Trade Operations

Trade Operations

  1. Overview:

    The main function of the Trading operations department is facilitating trade between members via Authorized Representative who are employed by the members. The Trading operation is proactive in:

    • Managing incoming orders
    • Managing trading sessions
    • Executing trades
    • Recording of the trade detail
    • Disseminating of the trade price
    • Reconciliation of trade at the end of the each trading session

    The main actors involved in the trading operations are:

    • Authorized Representatives - Member employees who handle all incoming orders and execute them
    • Session supervisor who is in charge of the Floor,
    • Floor Manager

    The Trading operations department starts with the member desk where member’s employees take order from clients. The Exchange provides each member will have desk area where orders will be received; this may also be done anywhere where there is internet connection. All incoming orders will be either through electronic system or phone. The orders received have to be properly recorded by the member.
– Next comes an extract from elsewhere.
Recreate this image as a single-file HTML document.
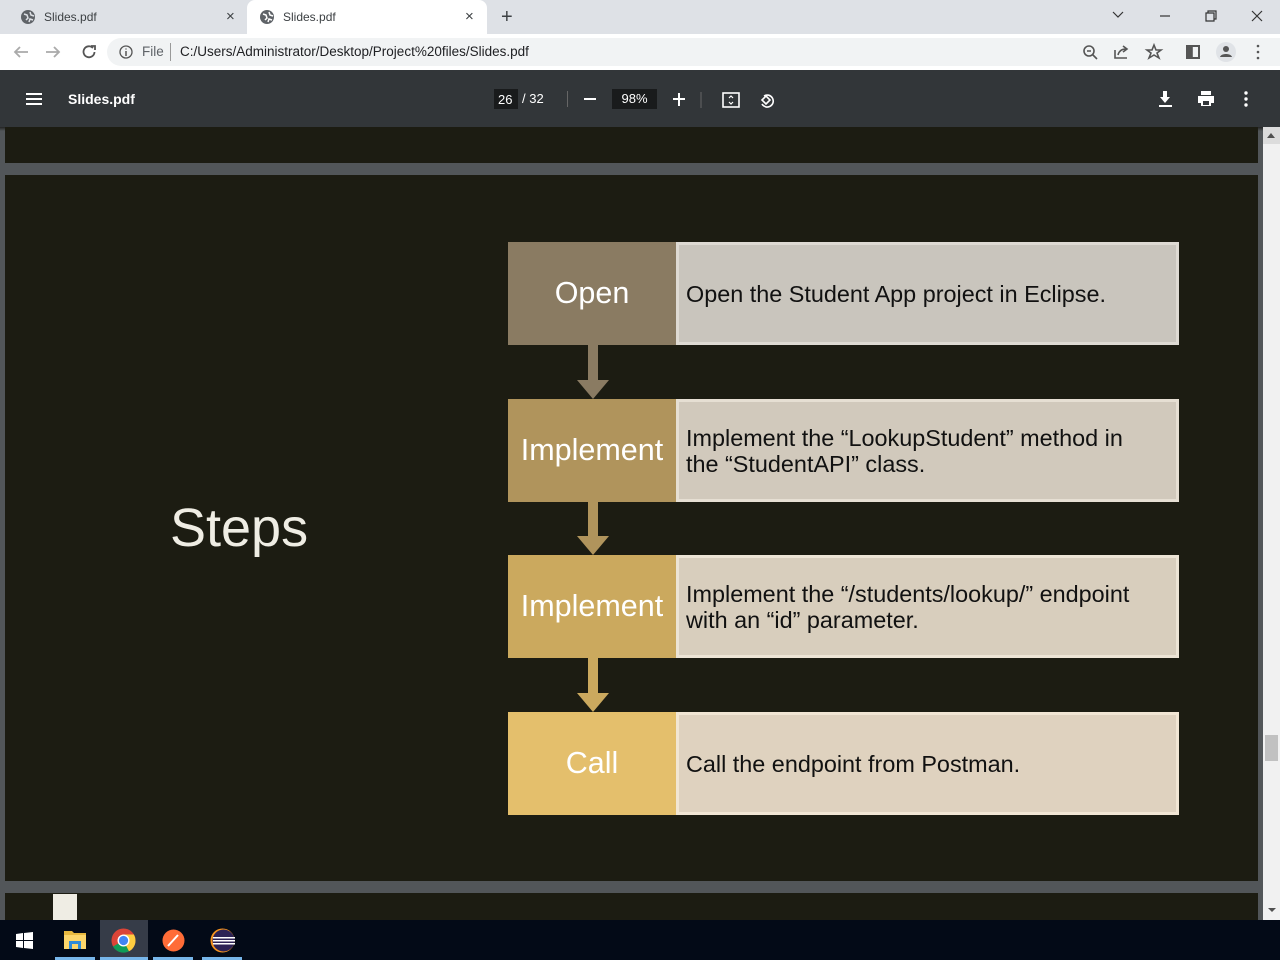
<!DOCTYPE html>
<html><head><meta charset="utf-8"><style>
*{margin:0;padding:0;box-sizing:border-box}
body{width:1280px;height:960px;overflow:hidden;font-family:"Liberation Sans",sans-serif;background:#525659;position:relative}
.abs{position:absolute}
.tabbar{left:0;top:0;width:1280px;height:34px;background:#dee1e6}
.tab{top:0;height:34px;font-size:12px;color:#3c4043;line-height:34px}
.addr{left:0;top:34px;width:1280px;height:36px;background:#fff}
.omni{left:107px;top:38px;width:1200px;height:28px;border-radius:14px;background:#f1f3f4}
.pdfbar{left:0;top:70px;width:1280px;height:57px;background:#323639;color:#fff}
.page{left:5px;background:#1c1c12}
.lbox{left:508px;width:168px;height:103px;color:#fff;font-size:30.5px;text-align:center;display:flex;align-items:center;justify-content:center}
.rbox{left:676px;width:503px;height:103px;border:3px solid;font-size:23.4px;color:#111;display:flex;align-items:center;padding-left:7px;line-height:26px}
.shaft{left:588px;width:10px}
.head{left:577px;width:0;height:0;border-left:16px solid transparent;border-right:16px solid transparent;border-top:19px solid}
.task{left:0;top:920px;width:1280px;height:40px;background:#030a17}
.ul{top:957px;height:3px;background:#77b6ea}
</style></head><body>
<div class="abs tabbar"></div>
<div class="abs" style="left:247px;top:0;width:240px;height:34px;background:#fff;border-radius:8px 8px 0 0"></div>
<svg class="abs" style="left:20px;top:9px" width="16" height="16"><circle cx="8" cy="8" r="7" fill="#5f6368"/><path d="M4 5l3 1 1 3-2 2M10 3l1 3 3 1M9 13l1-3 3 1" stroke="#dee1e6" stroke-width="1.5" fill="none"/></svg>
<div class="abs tab" style="left:44px">Slides.pdf</div>
<div class="abs tab" style="left:226px;font-size:15px">×</div>
<svg class="abs" style="left:259px;top:9px" width="16" height="16"><circle cx="8" cy="8" r="7" fill="#5f6368"/><path d="M4 5l3 1 1 3-2 2M10 3l1 3 3 1M9 13l1-3 3 1" stroke="#fff" stroke-width="1.5" fill="none"/></svg>
<div class="abs tab" style="left:283px">Slides.pdf</div>
<div class="abs tab" style="left:465px;font-size:15px">×</div>
<div class="abs tab" style="left:501px;font-size:20px">+</div>
<svg class="abs" style="left:1110px;top:8px" width="160" height="16" stroke="#333" fill="none" stroke-width="1.2"><path d="M3 4l5 5 5-5"/><path d="M50 8h10"/><path d="M96 5h8v8h-8zM98 5v-2h8v8h-2"/><path d="M142 3l10 10M152 3l-10 10"/></svg>
<div class="abs addr"></div>
<svg class="abs" style="left:12px;top:43px" width="90" height="18" stroke="#aaa" fill="none" stroke-width="1.8"><path d="M16 9H3M8 4L3 9l5 5"/><path d="M34 9h13M42 4l5 5-5 5" /><path d="M81 5a5.5 5.5 0 1 0 1.5 4" stroke="#555"/><path d="M79 3h4v4" stroke="#555"/></svg>
<div class="abs omni"></div>
<svg class="abs" style="left:118px;top:44px" width="16" height="16"><circle cx="8" cy="8" r="6" stroke="#555" fill="none" stroke-width="1.3"/><path d="M8 7v5M8 4.5v1" stroke="#555" stroke-width="1.5"/></svg>
<div class="abs" style="left:142px;top:44px;font-size:13.5px;color:#5f6368">File</div>
<div class="abs" style="left:170px;top:43px;width:1px;height:18px;background:#999"></div>
<div class="abs" style="left:180px;top:44px;font-size:13.5px;color:#202124">C:/Users/Administrator/Desktop/Project%20files/Slides.pdf</div>
<svg class="abs" style="left:1080px;top:42px" width="190" height="20" fill="none" stroke="#555" stroke-width="1.6"><circle cx="9" cy="9" r="5"/><path d="M13 13l4 4M7 9h4"/><path d="M35 8v8h12M38 13c1-4 4-6 8-6M43 4l4 3-4 3"/><path d="M74 3l2 5h5l-4 3 2 5-5-3-5 3 2-5-4-3h5z"/><rect x="107" y="4" width="12" height="12" stroke-width="2"/><rect x="107" y="4" width="5" height="12" fill="#555"/><circle cx="146" cy="10" r="10" fill="#e0e3e7" stroke="none"/><circle cx="146" cy="7" r="3" fill="#555" stroke="none"/><path d="M140 15c1-4 11-4 12 0z" fill="#555" stroke="none"/><circle cx="178" cy="4" r="1.3" fill="#555" stroke="none"/><circle cx="178" cy="10" r="1.3" fill="#555" stroke="none"/><circle cx="178" cy="16" r="1.3" fill="#555" stroke="none"/></svg>
<div class="abs pdfbar"></div>
<svg class="abs" style="left:26px;top:92px" width="16" height="14" fill="#fff"><rect y="1" width="16" height="2"/><rect y="6" width="16" height="2"/><rect y="11" width="16" height="2"/></svg>
<div class="abs" style="left:68px;top:91px;font-size:14px;font-weight:bold;color:#fff">Slides.pdf</div>
<div class="abs" style="left:494px;top:89px;width:24px;height:20px;background:#191b1c"></div>
<div class="abs" style="left:498px;top:92px;font-size:13px;color:#fff">26</div>
<div class="abs" style="left:522px;top:91px;font-size:13px;color:#fff">/ 32</div>
<div class="abs" style="left:567px;top:91px;width:1px;height:16px;background:#666"></div>
<div class="abs" style="left:584px;top:98px;width:12px;height:2px;background:#fff"></div>
<div class="abs" style="left:612px;top:89px;width:45px;height:20px;background:#191b1c;color:#fff;font-size:13px;text-align:center;line-height:20px">98%</div>
<svg class="abs" style="left:672px;top:92px" width="120" height="16" stroke="#fff" fill="none" stroke-width="2"><path d="M7 1v13M1 7h12"/><path d="M29 0v16" stroke="#666" stroke-width="1"/><rect x="51" y="1" width="16" height="14" stroke-width="1.6"/><path d="M57 6l2-2 2 2M57 10l2 2 2-2" stroke-width="1.2"/><path d="M92 4a6 6 0 1 1-2 8" stroke-width="1.6"/><path d="M90 8l4-4 4 4-4 4z" stroke-width="1.6"/></svg>
<svg class="abs" style="left:1158px;top:90px" width="100" height="18" fill="#fff"><path d="M5 1h4v6h3l-5 6-5-6h3z"/><rect x="1" y="15" width="13" height="2"/><rect x="43" y="1" width="10" height="4"/><path d="M40 6h16v7h-3v3h-10v-3h-3z"/><rect x="45" y="11" width="6" height="4" fill="#323639"/><circle cx="88" cy="3" r="1.7"/><circle cx="88" cy="9" r="1.7"/><circle cx="88" cy="15" r="1.7"/></svg>
<div class="abs" style="left:0;top:127px;width:1263px;height:4px;background:linear-gradient(#222,#525659)"></div>
<div class="abs page" style="top:127px;width:1253px;height:36px"></div>
<div class="abs page" style="top:175px;width:1253px;height:706px"></div>
<div class="abs page" style="top:893px;width:1253px;height:27px"></div>
<div class="abs" style="left:53px;top:894px;width:24px;height:26px;background:#efede4"></div>
<div class="abs" style="left:1263px;top:127px;width:17px;height:793px;background:#f1f1f1"></div>
<div class="abs" style="left:1263px;top:127px;width:17px;height:17px;background:#dcdcdc"></div>
<div class="abs" style="left:1267px;top:133px;border-left:4.5px solid transparent;border-right:4.5px solid transparent;border-bottom:5px solid #505050"></div>
<div class="abs" style="left:1265px;top:735px;width:13px;height:26px;background:#c1c1c1"></div>
<div class="abs" style="left:1268px;top:908px;border-left:4px solid transparent;border-right:4px solid transparent;border-top:4px solid #505050"></div>
<div class="abs" style="left:170px;top:497px;font-size:54px;color:#efede4">Steps</div>

<div class="abs lbox" style="top:242px;background:#8a7b62">Open</div>
<div class="abs rbox" style="top:242px;background:#c9c5bd;border-color:#dedad3">Open the Student App project in Eclipse.</div>
<div class="abs shaft" style="top:345px;height:36px;background:#8a7b62"></div>
<div class="abs head" style="top:380px;border-top-color:#8a7b62"></div>

<div class="abs lbox" style="top:399px;background:#b0945c">Implement</div>
<div class="abs rbox" style="top:399px;background:#d1c9bc;border-color:#e6dfd3">Implement the “LookupStudent” method in<br>the “StudentAPI” class.</div>
<div class="abs shaft" style="top:502px;height:35px;background:#b0945c"></div>
<div class="abs head" style="top:536px;border-top-color:#b0945c"></div>

<div class="abs lbox" style="top:555px;background:#cba95e">Implement</div>
<div class="abs rbox" style="top:555px;background:#d8cebd;border-color:#ece4d5">Implement the “/students/lookup/” endpoint<br>with an “id” parameter.</div>
<div class="abs shaft" style="top:658px;height:36px;background:#cba95e"></div>
<div class="abs head" style="top:693px;border-top-color:#cba95e"></div>

<div class="abs lbox" style="top:712px;background:#e4bf6c">Call</div>
<div class="abs rbox" style="top:712px;background:#dfd2bf;border-color:#f1e6d4">Call the endpoint from Postman.</div>

<div class="abs task"></div>
<svg class="abs" style="left:16px;top:932px" width="17" height="17" fill="#fff"><path d="M0 2l7-1v7H0zM8 1l9-1v8H8zM0 9h7v7l-7-1zM8 9h9v8l-9-1z"/></svg>
<svg class="abs" style="left:64px;top:929px" width="22" height="20"><path d="M0 2h8l2 2h12v16H0z" fill="#e8b93f"/><rect x="0" y="6" width="22" height="14" fill="#fcd66b"/><rect x="5" y="12" width="12" height="8" fill="#2f8bd8"/><rect x="8" y="15" width="6" height="5" fill="#fcd66b"/></svg>
<div class="abs" style="left:100px;top:920px;width:48px;height:40px;background:#363c48"></div>
<svg class="abs" style="left:111px;top:928px" width="25" height="25"><circle cx="12.5" cy="12.5" r="12" fill="#db4437"/><path d="M12.5 12.5L2 18.5A12 12 0 0 0 18 23.3z" fill="#0f9d58"/><path d="M12.5 12.5L18 23.3A12 12 0 0 0 24.5 12.5 12 12 0 0 0 22.9 6.5H12.5z" fill="#ffcd40"/><circle cx="12.5" cy="12.5" r="6" fill="#fff"/><circle cx="12.5" cy="12.5" r="4.6" fill="#4285f4"/></svg>
<svg class="abs" style="left:162px;top:929px" width="23" height="23"><circle cx="11.5" cy="11.5" r="11" fill="#ff6c37"/><path d="M6 17l10-11" stroke="#fff" stroke-width="2"/></svg>
<svg class="abs" style="left:210px;top:928px" width="25" height="25"><circle cx="12.5" cy="12.5" r="12" fill="#f7941e"/><circle cx="13.5" cy="12.5" r="11" fill="#2c2255"/><rect x="3" y="9" width="22" height="1.5" fill="#fff"/><rect x="3" y="12" width="22" height="1.5" fill="#fff"/><rect x="3" y="15" width="22" height="1.5" fill="#fff"/></svg>
<div class="abs ul" style="left:55px;width:40px"></div>
<div class="abs ul" style="left:100px;width:48px"></div>
<div class="abs ul" style="left:153px;width:40px"></div>
<div class="abs ul" style="left:202px;width:40px"></div>
</body></html>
    Once orders are received, it will be forwarded to the member’s AR who will execute the order via open outcry system. The buying and selling AR’s will then enter in their trade application and will be submitted to the exchange server. The counter party will be required to confirm and after confirmation, the trade will be approved. At the end of each trading session AR will be receiving a report of their individual trades and will be expected to reconcile and check each trade to make sure all information is correct.

  2. Types of Orders

    Each client is to define what type of order he wishes to place on the platform, the exchange system provides for two types of orders to both Selling client and buying Client

    1. Market Order:

      Is a buy or sell order to be executed immediately at current market prices. As long as there are willing sellers and buyers, market orders are filled. Market orders are therefore used when certainty of execution is a priority over price of execution. A market order is the simplest of the order types. This order type does not allow any control over the price received. The order is filled at the best price available at the relevant time.

    2. Limit Order:

      Is an order to buy a commodity contract at no more than a specific price, or to sell a contract at no less than a specific price. This gives the trader (client) control over the price at which the trade is executed; however, the order may never be executed. Limit orders are used when the trader wishes to control price rather than certainty of execution.
      E.g.: A buy limit order can only be executed at the limit price or lower (Buy at Mwk70 or less in all warehouses).
      E.g.: A sell limit order can only be executed at limit price or higher (Sell at Mwk65 or higher).

    3. Placing an Order

      Clients (buyers or sellers) can place orders in the system to their respective members in a number of ways

      1. By using client Log In to access the system’s order entry
      2. Filling in a sale order form at the exchange or warehouse, authorizing the warehouse staff to place the order on your behalf.
      3. Informing your member to place and execute the order on your behalf.

      Here is a screen shot of Order management tool on AHCX system, physical order forms annexed


    4. Trading Session

      Once an order is placed the member or authorized representative (AR) is to execute this order in a relevant trading session using open outcry system to match orders with respective AR’s. Specific training is given to AR’s to learn how to executive these orders.

      Here is a screen shot of system order match on an AR’s hand held device.

    5. Price Limits

      All contract specifications have price limit filter in place as a risk management mechanism. The price limit is an increment by prices of a commodity at a particular location may go up or down in any one day relative to yesterday’s average closing price. All posted bids or offers of each contract shall be within the allowed daily price limit, as specified in each contract.

      E.g.: If yesterday’s average closing price for soya beans was Mwk100 in Kasungu at a 5% limit price filter. Today’s limit price will be not less than Mwk95 and not more than Mwk105, hence all trades will be within these limits. The exchange reserves the right to alter the limit filter and all members will be notified in writing prior to commencement of relevant trading session.

    6. Odd Lot Trading

      The Exchange will from time to time schedule odd lot trading session, thus commodities that do not meet minimum lot for standard contract specification can be sold or bought during such sessions. Such sessions may be limited to Once a Week or dependent on Odd lot volumes.

    7. Re-trading of Commodities

      Commodity bought on the platform can be re traded on the platform after successful application to the exchange to allow the new warehouse receipt to be traded before it is collected.

    8. Floor Operations
      1. Presentation on the floor
        The Member or his authorized representative should be personally present on the exchange trading floor prior to opening of the trade session in which one wishes to trade. The Member or Authorized representatives must wear their ID at all times.
      2. Binding contracts
        All offers are binding upon the first member making and his counterpart Member accepting such bid or offer or part of such bid or offer at the price named by the bidding or offering Member.
      3. Opening Call for Trading Sessions
        There shall be one (1) opening call at the start of each trading session according to the session schedule announced publicly by the Exchange.
      4. Closing Calls for Trading Sessions
        The three (3) minute period prior to the closing of trading shall be deemed the closing period for each trading session. A first closing call shall be given by the Trading Floor Supervisor at commencement of the closing period and a final closing call at the close of the trading session.